The basic goal of this assignment is to explore the NOAA Storm Database and answer some basic questions about severe weather events. You must use the database to answer the questions below and show the code for your entire analysis. Your analysis can consist of tables, figures, or other summaries. You may use any R package you want to support your analysis.
Your data analysis must address the following questions:
Across the United States, which types of events (as indicated in the EVTYPE variable) are most - harmful with respect to population health?
Across the United States, which types of events have the greatest economic consequences?
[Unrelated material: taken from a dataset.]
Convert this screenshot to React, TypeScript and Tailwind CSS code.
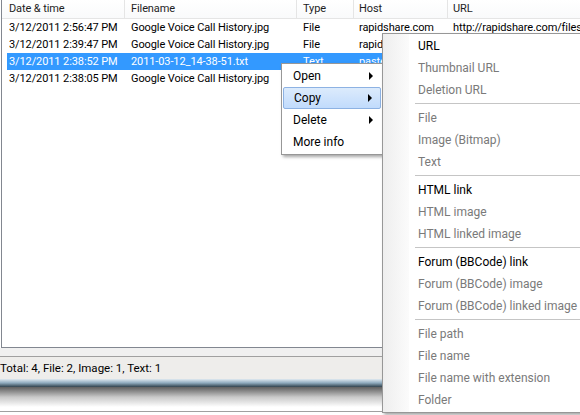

Consider writing your report as if it were to be read by a government or municipal manager who might be responsible for preparing for severe weather events and will need to prioritize resources for different types of events. However, there is no need to make any specific recommendations in your report.
Storms and other severe weather events can cause both public health and economic problems for communities and municipalities. Many severe events can result in fatalities, injuries, and property damage, and preventing such outcomes to the extent possible is a key concern.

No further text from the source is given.